Maßnahme 3: Komplimente machen
Anstatt sich gegenseitig immer wieder zu vergleichen und andere zu beurteilen, wäre es viel sinnvoller, die vorhandene Vielfalt unter den Menschen und sich selbst in seiner Einzigartigkeit zu feiern. Das funktioniert hervorragend mit Komplimenten. Für mich haben Worte eine unheimliche Macht – besonders wohltuende. Perfekt dossiert können sie einem schon mal den Tag retten. Welche zu verteilen und zu bekommen, macht richtig gute Laune. Es fällt jedoch nicht allen Menschen leicht, ein Kompliment anzunehmen, erst recht nicht, wenn die Schmeichelei dem eigenen Aussehen gewidmet wurde, statt der schicken Handtasche.
Da gäbe es einmal, die „Überforderten“, die nicht glauben können, dass sie wirklich gemeint waren und sich somit erst einmal nach hinten umdrehen, um sich zu vergewissern, dass auch tatsächlich keine Verwechslung besteht. Und dann wären da noch die „Zurückhauer“, die oft – ohne es wirklich ernst zu meinen – ein Pseudokompliment zurückschenken, nur aus purem Pflichtbewusstsein. Falls du dich nun angesprochen fühlst, versuche doch beim nächsten Mal, anders zu reagieren, nimm wahr, wie es sich anfühlt, ein Kompliment anzunehmen, ohne einem Drang nachzukommen, dich gleich revanchieren zu müssen! Ja, genau du bist gemeint, sag einfach nur danke und genieße.
Diese Beobachtungen rund ums Komplimente-Machen und -Erhalten forderte die Bauchfrauen-Illustratorin Kim Hoss und mich heraus, viele Läden in Stuttgart mit „Du bist schön“-to-go-Komplimenten auszustatten. Wir haben jeweils mehrere auf je einem DIN-A-4-Blatt abgedruckt und so eingeschnitten, dass sich leicht bei Bedarf ein paar wohltuende Worte abreißen lassen. Hinterlegt haben wir sie an Orten, an denen die eine oder andere ein klein wenig mehr Selbstbewusstsein gebrauchen kann. Ein solcher Ort ist zum Beispiel eine dieser schrecklich grell beleuchteten Umkleidekabinen. Zudem haben wir unsere „Komplimente-Vorlage“ auf unsere Homepage hochgeladen und dazu aufgefordert, damit den eigenen Arbeitsplatz und Lieblingsplätze zu dekorieren. In kürzester Zeit erhielten wir von vielen Menschen ein unheimlich gutes Feedback. Zahlreiche E-Mails und Fotos dokumentierten, wie Arbeitsplatz und Lebensumfeld mit den kraftvollen Worten verschönert wurden. Unsere Worte sind sicherlich nicht für jeden passend – doch solch eine „Komplimente-to-go-Vorlage“ ist super schnell selbstgemacht.

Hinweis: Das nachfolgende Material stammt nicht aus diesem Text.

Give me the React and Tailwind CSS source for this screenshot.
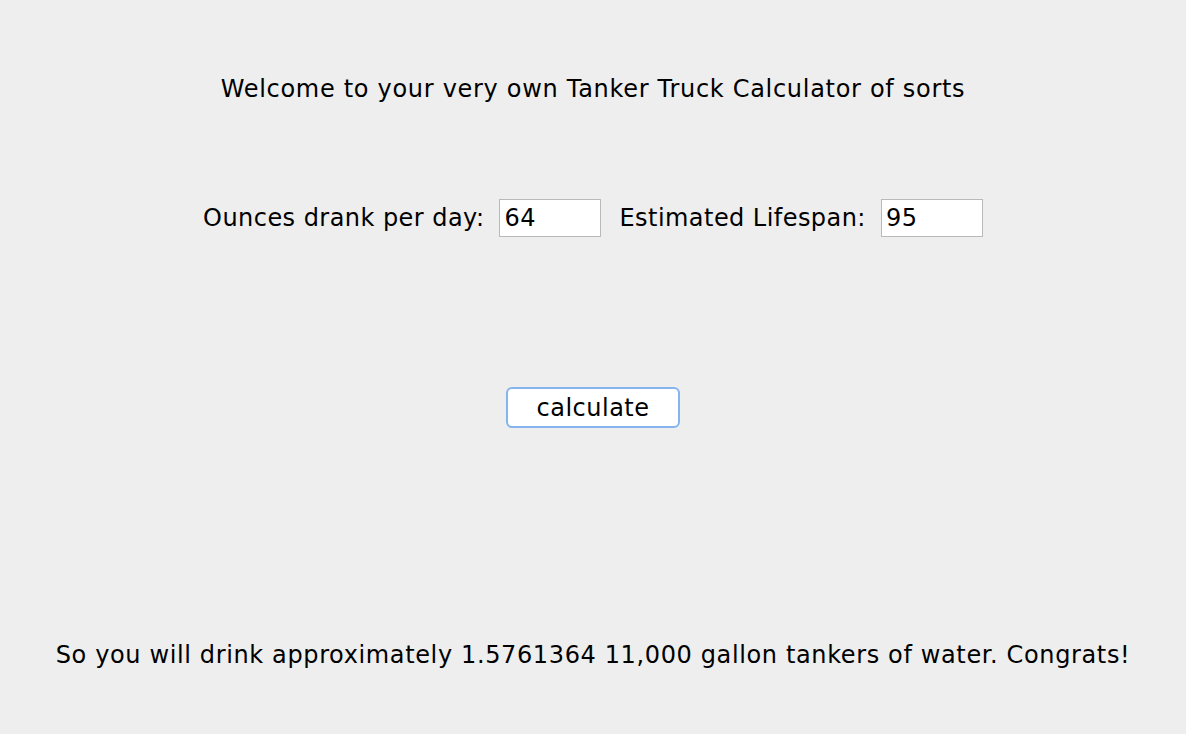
export default function App() {
  const font = { fontFamily: '"DejaVu Sans", "Liberation Sans", sans-serif' };
  return (
    <div className="w-[1186px] h-[734px] bg-[#eeeeee] text-black flex flex-col items-center" style={font}>
      <div className="mt-[74px] h-[30px] leading-[30px] text-[24px] tracking-[0.7px]">Welcome to your very own Tanker Truck Calculator of sorts</div>
      <div className="mt-[95px] flex items-center h-[38px] text-[24px] tracking-[0.45px]">
        <span>Ounces drank per day:</span>
        <div className="ml-[15px] w-[102px] h-[38px] bg-white border border-[#b9b9b9] flex items-center pl-[4px]">64</div>
        <span className="ml-[18px]">Estimated Lifespan:</span>
        <div className="ml-[15px] w-[102px] h-[38px] bg-white border border-[#b9b9b9] flex items-center pl-[4px]">95</div>
      </div>
      <button className="mt-[150px] w-[174px] h-[41px] bg-white border-2 border-[#85b4ee] rounded-[6px] text-[24px] tracking-[0.5px] flex items-center justify-center">calculate</button>
      <div className="mt-[212px] h-[30px] leading-[30px] text-[24px] tracking-[0.63px]">So you will drink approximately 1.5761364 11,000 gallon tankers of water. Congrats!</div>
    </div>
  );
}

Deine eigene Komplimente-to-go-Vorlage
Sammle für dich Komplimente, von denen du weißt, dass sie dir und anderen Menschen gut tun, und schreibe sie so im Querformat auf je ein Sechstel des Blattes, dass du daraus sechs kleine Hand- oder Hosenzettel erhältst. Die Vorlage kannst du dann immer wieder kopieren (natürlich kannst du auch am PC eine erstellen und ausdrucken). Lege deine To-go-Komplimente an deinem Lieblingsplatz bereit, da, wo du zur Ruhe kommst und Energie tanken kannst. Wenn du möchtest, kannst du dort auch einen Stift und Klebezettel hinterlassen, dass du bei Bedarf, wenn du ein anderes Kompliment benötigst, es einfach direkt aufschreiben kannst. Auf geht’s! Such deinen Lieblingsplatz auf und schmücke ihn mit selbststärkenden Komplimenten! Denn das Lächeln, das du einem anderen Menschen ins Gesicht zauberst, kommt auf anderem Weg wieder zu dir zurück!